Eingangs sei die Bemerkung gestattet, dass die Initiative zu einer sowohl historisch als auch politisch ausgerichteten Debatte ueber Ursachen (und in einem weiteren Schritt womoeglich auch die Folgen) der zunehmenden rechtsradikalen Ueberfaelle sicherlich in jedem Falle zu begruessen ist. Die Anmerkung, dass die selbstgewaehlte Beschraenkung auf die Verhaeltnisse in den fuenf neuen Laendern letztendlich fuer eine Betrachtung des Gesamtproblems, das eben tatsaechlich ein gesamtdeutsches Problem ist, zu kurz greift, ist bereits von Matthias Judt gemacht worden. Meiner Ansicht nach sind jedoch weitere Aspekte sowohl des Thesenpapiers als auch der beiden bislang eingegangenen Diskussionsbeitraege zu kritisieren.
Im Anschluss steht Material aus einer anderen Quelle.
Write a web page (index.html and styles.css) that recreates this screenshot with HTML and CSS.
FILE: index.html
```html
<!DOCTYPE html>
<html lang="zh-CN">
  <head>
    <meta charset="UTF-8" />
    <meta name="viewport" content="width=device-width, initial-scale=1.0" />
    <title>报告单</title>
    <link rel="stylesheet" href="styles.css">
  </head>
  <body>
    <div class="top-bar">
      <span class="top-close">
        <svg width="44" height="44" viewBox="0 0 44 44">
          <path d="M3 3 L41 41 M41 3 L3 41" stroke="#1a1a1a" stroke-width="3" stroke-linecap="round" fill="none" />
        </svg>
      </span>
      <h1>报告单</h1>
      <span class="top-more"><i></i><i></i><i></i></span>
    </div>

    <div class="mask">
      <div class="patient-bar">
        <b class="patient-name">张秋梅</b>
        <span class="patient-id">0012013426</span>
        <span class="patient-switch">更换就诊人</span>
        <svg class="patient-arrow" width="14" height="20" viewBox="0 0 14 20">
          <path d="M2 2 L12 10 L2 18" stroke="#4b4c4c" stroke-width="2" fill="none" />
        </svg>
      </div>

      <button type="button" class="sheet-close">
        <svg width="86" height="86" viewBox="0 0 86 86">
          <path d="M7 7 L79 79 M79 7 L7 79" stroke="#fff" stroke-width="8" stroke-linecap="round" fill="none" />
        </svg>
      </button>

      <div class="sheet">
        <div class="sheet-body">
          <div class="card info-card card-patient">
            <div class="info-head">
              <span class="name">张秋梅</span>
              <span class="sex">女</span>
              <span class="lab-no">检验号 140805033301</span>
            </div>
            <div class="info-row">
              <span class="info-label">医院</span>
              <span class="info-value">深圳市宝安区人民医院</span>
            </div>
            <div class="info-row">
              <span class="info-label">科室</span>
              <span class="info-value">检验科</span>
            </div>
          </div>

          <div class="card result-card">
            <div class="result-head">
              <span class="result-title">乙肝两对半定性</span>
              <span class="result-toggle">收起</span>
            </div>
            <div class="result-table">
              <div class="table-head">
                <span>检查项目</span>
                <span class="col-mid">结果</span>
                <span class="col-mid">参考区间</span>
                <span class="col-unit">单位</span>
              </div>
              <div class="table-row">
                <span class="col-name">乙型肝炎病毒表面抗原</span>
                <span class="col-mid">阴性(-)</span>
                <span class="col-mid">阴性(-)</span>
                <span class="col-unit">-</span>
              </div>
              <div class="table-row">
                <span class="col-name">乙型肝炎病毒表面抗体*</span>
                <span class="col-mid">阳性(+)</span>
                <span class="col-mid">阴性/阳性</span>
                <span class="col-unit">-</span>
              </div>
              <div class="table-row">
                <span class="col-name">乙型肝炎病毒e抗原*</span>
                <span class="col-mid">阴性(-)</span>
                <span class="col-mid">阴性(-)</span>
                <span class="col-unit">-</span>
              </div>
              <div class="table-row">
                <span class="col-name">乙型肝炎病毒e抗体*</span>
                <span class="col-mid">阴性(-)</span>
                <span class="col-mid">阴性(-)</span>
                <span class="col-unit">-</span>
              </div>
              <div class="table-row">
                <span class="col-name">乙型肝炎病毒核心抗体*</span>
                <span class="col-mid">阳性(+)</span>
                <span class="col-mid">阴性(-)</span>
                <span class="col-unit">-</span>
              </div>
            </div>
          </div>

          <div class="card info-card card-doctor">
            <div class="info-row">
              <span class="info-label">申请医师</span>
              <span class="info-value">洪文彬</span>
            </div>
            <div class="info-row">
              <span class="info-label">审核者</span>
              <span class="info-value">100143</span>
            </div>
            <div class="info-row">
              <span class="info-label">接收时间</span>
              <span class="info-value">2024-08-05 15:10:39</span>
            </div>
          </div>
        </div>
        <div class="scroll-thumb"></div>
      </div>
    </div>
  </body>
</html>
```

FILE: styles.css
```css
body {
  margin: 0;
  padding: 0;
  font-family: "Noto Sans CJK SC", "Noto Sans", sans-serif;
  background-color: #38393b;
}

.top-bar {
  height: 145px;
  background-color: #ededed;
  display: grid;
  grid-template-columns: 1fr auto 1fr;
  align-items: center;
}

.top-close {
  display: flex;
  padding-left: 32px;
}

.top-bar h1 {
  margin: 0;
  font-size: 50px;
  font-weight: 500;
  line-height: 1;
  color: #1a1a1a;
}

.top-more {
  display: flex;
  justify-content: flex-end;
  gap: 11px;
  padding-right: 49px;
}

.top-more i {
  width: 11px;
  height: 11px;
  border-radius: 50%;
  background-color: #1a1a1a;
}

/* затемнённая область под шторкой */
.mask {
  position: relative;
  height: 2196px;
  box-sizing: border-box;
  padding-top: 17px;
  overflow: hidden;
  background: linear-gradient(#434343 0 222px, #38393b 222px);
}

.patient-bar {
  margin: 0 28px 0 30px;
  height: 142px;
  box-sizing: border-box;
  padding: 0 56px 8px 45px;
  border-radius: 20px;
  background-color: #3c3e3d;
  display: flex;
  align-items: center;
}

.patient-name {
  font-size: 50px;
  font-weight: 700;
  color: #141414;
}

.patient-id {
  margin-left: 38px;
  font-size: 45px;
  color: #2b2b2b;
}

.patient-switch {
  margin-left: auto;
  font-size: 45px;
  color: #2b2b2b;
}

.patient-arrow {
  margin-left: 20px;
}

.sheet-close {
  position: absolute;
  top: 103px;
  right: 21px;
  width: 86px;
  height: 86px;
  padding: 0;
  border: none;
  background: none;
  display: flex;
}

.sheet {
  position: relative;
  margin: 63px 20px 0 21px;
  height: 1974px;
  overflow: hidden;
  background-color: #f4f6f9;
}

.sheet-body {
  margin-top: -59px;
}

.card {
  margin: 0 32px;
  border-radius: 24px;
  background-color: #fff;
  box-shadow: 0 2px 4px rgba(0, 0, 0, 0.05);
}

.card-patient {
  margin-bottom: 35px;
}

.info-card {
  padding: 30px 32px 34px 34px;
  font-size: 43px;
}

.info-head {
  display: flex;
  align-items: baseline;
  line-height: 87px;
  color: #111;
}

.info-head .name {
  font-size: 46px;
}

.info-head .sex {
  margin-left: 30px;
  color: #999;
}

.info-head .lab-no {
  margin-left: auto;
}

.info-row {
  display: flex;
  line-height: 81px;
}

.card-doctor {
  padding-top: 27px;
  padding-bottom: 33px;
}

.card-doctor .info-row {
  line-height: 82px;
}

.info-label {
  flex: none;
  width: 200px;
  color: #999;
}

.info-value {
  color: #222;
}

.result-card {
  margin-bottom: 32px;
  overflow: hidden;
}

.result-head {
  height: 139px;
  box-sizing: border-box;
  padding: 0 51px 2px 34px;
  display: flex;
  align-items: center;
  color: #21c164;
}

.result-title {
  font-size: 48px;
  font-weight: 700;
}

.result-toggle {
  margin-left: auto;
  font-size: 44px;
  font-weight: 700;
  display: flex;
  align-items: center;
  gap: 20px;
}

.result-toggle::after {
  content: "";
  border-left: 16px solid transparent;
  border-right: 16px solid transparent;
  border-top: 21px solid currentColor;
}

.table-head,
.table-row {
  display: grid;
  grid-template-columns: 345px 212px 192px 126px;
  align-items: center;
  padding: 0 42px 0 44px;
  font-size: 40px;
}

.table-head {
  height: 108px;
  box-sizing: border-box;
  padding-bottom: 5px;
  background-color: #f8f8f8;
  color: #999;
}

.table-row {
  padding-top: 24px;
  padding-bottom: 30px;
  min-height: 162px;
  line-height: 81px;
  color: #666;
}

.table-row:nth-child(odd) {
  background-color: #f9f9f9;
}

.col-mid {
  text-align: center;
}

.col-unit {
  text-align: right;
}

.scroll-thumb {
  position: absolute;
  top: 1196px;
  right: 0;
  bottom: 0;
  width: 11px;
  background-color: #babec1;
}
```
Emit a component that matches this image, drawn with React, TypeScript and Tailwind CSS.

1. Die Nachforschungen und Ueberlegungen des ZZF beschraenkt sich auf Ursachen, die sich Struktur und Kultur des "realen Sozialismus" ableiten lassen. Nun ist es sicherlich richtig, dass der verordnete Antifaschismus in der DDR ebenso wie die weitgehende Segregation nicht deutscher Arbeitnehmer und die mangelnde Uebung im Umgang mit Anderem und Anderen einem nicht-nationalistischen und nicht-rassistischen Umgang mit dem "Fremden" sicherlich nicht zutraeglich war. Dies alles erklaert jedoch allenfalls, warum eine breite Akzeptanz fuer rassistische Parolen und rassistisches Vorgehen in weiten Teilen der nicht aktiv rechtsradikalen Bevoelkerung vorhanden ist, nicht, warum die rechtsradikale "Organisierung" (bei aller Problematik angesichts der in der Regel bewusst informell gestalteten Zusammenschluesse sei der Begriff hier zugelassen) und die Etablierung einer NS-Jugendkultur unmittelbar nach der "Wende" so rasche Fortschritte machen konnte. Unter anderem wird hier meines Erachtens vergessen, dass zwar das rechtsradikale Potential im Osten noch wesentlich hoeher ist als im Westen, dass aber wesentliche Ansaetze zur Organisierung und zur Gestalt rechtsradikalen Vorgehens aus dem Westen stammten - was nicht nur das Vorbild der aus Grossbritannien importierte (und in ihren Anfaengen Ende der sechziger Jahre nicht eindeutig rechtsradikalen) Skinheads angeht, sondern auch die Gruendung rechtsradikaler Parteien, Organisationen und Kameradschaften. Das gleiche gilt im uebrigen auch fuer die Theoriebildung, die grossenteils nach wie vor in der hier wesentlich traditionsreicheren westlichen Naziszene erfolgt, sowie fuer die "musikalische" Produktion, die ein wesentliches Mittel fuer Rekrutierung und Selbstverstaendnis darstellt. Anders ausgedrueckt: Die Neonazis wurden, wie viele weitere eher unsympathische Eigenheiten dieses unseres Landes, nach Osten exportiert, wo sie allerdings auf - im Thesenpapier sicherlich weitgehend zutreffend, wenn auch nicht vollstaendig beschriebene - Verhaeltnisse trafen, die zu ihrer seit 1991 andauernden Bluete gefuehrt haben.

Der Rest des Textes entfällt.